Self-Directed Learning: This kind of inquiry-based learning allows students to construct their own education based on their interests. Teachers give loose direction and allow students to ask their own questions and discover a hidden curriculum.
Safety: Abolish policing in schools. The notions of freedom and non-hierarchy mean nothing in a school where police are able to arrest a misbehaving student. Collective liberation in an academic setting requires a community commitment to restorative justice without the external influence that comes from schools collaborating with police departments. Schools are a microcosm of society, so children who are able to learn in police-free environments can become adults willing and able to exercise their fundamental rights, perhaps in a newly police-free state as calls for abolition grow in the U.S.
These methods of teaching and learning inherently reduce discrimination and increase access, particularly for historically underserved students (such as neurodivergent or ELL children) who struggle to learn in a traditional, rigid classroom that oftentimes feels unsafe. A curriculum that is developed by and for children will naturally be relevant and culturally appropriate to them, and the intervention of adults can still ensure good quality education. Self-directed learning is flexible by nature, and children who learn the value of critical literacy at a young age can become older students who fight for an equally adaptable space for those who succeed them. The education experiments mentioned above have been successful in proving this on a small scale and have been gaining traction as potential large scale solutions as well.

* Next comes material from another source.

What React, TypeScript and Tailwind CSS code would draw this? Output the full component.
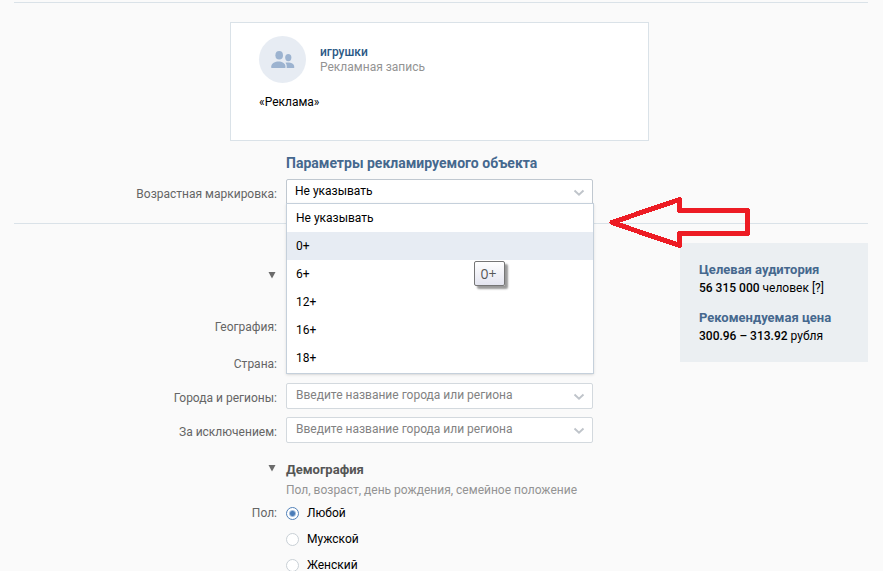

Ultimately, liberatory education is something that changes as we do. Allowing students to participate as equals with adults in their academic ventures would set an example of what equitable, liberatory governance can look like and force anyone in the school to ask more critical questions of governing structures outside of the school setting. In this way, liberation is praxis. That is the human right to education: continued practice so that children may grow up to be democratic citizens and ardent defenders of freedom and human rights.